▶ [Information shown]:
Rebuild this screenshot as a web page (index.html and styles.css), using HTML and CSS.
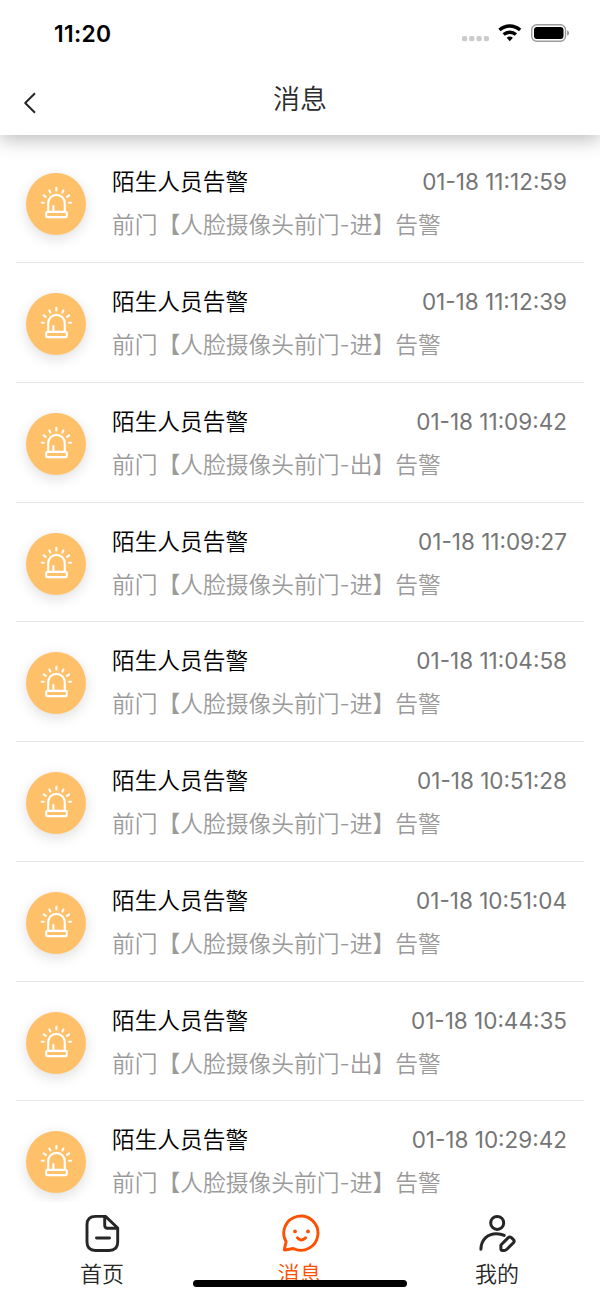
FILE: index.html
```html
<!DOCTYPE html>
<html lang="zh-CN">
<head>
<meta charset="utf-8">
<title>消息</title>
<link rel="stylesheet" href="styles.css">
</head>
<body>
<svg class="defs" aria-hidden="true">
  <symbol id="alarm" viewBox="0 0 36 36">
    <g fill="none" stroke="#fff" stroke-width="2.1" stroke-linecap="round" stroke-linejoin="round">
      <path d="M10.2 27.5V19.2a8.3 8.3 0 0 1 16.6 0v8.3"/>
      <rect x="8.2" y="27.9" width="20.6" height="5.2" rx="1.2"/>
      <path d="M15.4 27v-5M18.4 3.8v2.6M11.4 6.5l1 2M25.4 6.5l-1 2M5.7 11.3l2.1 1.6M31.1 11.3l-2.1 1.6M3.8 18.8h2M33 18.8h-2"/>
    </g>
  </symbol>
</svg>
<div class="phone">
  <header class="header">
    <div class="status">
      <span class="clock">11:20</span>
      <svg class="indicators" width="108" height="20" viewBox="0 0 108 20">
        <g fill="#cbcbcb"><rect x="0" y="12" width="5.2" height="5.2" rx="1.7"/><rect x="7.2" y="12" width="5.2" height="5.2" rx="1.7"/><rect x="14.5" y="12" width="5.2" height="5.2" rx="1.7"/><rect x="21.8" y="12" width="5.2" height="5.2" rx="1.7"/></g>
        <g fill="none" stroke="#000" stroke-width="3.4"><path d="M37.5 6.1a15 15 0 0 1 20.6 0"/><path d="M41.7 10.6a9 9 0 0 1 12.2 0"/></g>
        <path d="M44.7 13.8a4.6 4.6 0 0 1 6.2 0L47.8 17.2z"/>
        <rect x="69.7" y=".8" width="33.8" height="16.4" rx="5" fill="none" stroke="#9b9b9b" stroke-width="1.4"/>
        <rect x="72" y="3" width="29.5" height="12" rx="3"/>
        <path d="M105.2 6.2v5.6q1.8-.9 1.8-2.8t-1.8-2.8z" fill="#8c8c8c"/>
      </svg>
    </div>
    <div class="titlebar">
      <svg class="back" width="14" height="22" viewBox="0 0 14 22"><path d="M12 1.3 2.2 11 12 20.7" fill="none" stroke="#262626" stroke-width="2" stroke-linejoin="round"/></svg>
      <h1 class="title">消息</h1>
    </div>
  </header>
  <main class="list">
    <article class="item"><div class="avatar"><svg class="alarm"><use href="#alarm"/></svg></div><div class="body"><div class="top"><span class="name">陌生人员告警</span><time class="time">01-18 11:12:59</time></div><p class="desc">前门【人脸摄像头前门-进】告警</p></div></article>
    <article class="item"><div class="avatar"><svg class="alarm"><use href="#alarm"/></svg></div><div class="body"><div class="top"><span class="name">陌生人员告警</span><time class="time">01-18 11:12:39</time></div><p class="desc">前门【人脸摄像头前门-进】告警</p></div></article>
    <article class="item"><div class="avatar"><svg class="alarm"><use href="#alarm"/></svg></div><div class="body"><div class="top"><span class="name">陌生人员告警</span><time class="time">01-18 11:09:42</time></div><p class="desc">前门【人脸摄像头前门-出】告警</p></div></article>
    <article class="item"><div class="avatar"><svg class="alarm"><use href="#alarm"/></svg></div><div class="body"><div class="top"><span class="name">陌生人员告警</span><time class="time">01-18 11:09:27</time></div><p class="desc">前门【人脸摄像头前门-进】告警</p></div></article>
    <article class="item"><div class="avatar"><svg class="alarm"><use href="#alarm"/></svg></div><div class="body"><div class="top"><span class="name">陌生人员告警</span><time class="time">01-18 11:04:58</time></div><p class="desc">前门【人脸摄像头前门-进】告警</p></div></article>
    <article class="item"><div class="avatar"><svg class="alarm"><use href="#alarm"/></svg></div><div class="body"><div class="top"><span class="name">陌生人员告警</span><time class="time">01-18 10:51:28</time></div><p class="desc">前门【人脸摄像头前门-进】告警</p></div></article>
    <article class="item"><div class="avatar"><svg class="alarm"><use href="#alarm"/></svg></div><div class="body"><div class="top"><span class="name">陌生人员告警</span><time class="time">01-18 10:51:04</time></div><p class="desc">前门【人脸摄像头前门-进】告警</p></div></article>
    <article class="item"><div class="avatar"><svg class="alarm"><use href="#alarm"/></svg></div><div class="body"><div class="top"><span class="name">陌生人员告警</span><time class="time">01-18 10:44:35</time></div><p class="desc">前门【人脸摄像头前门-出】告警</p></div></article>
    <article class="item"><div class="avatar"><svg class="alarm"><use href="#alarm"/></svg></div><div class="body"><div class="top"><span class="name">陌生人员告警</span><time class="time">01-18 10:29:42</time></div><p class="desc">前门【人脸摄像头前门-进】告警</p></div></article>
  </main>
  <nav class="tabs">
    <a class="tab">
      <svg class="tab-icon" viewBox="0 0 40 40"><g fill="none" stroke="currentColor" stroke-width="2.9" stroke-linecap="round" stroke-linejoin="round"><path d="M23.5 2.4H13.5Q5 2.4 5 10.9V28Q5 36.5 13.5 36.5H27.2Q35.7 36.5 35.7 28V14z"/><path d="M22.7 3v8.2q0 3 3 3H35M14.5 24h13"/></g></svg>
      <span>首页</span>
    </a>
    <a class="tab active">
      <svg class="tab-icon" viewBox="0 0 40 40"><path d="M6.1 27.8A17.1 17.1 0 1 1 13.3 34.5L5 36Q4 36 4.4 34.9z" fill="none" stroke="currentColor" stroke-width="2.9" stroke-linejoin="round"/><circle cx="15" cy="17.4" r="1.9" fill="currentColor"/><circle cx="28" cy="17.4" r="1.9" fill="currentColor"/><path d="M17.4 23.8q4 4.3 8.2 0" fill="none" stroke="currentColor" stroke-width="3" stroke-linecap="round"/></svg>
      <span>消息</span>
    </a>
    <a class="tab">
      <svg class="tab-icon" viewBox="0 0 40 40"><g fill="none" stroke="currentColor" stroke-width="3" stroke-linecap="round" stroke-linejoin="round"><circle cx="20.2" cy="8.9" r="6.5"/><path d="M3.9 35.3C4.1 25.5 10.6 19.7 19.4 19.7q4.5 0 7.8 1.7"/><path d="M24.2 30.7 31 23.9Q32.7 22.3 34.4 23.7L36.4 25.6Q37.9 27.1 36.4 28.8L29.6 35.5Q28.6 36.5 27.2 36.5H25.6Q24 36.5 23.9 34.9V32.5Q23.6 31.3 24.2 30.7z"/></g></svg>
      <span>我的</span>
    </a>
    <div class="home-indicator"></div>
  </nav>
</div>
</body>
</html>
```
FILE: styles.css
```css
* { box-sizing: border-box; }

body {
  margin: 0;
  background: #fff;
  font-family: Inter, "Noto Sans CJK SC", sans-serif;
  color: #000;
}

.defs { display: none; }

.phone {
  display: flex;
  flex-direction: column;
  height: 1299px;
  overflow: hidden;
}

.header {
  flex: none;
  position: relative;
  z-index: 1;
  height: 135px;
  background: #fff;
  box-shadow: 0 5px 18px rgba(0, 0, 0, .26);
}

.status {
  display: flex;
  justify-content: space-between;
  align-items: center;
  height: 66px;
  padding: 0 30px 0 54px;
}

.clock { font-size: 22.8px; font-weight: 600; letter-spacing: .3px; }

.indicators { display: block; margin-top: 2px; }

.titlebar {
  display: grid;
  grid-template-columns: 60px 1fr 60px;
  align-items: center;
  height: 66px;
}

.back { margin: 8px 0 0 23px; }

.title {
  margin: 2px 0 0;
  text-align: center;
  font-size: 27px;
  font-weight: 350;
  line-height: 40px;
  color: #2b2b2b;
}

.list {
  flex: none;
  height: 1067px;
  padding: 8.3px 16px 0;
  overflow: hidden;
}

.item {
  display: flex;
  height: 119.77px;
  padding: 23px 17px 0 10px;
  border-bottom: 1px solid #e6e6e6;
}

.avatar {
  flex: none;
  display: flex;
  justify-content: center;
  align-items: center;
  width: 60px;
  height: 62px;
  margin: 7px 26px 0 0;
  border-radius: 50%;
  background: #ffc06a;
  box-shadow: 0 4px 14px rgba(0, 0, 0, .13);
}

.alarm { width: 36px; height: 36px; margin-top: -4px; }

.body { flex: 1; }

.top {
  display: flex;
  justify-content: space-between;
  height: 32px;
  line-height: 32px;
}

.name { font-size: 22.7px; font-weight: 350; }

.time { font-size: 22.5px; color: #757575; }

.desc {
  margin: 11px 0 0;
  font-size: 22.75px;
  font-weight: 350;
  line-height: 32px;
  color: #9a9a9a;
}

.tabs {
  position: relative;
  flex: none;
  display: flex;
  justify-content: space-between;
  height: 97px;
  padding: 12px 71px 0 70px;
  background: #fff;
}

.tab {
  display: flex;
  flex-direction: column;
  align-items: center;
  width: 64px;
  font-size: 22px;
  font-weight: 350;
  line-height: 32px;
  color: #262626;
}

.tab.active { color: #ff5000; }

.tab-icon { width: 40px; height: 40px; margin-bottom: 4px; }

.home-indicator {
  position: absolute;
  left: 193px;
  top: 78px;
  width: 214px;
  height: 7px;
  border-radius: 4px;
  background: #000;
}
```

▶ [Exercise goal]: Determine how many lines in the listing above hold the word "index", answering with the number only.

▶ [Response to this exercise]: 3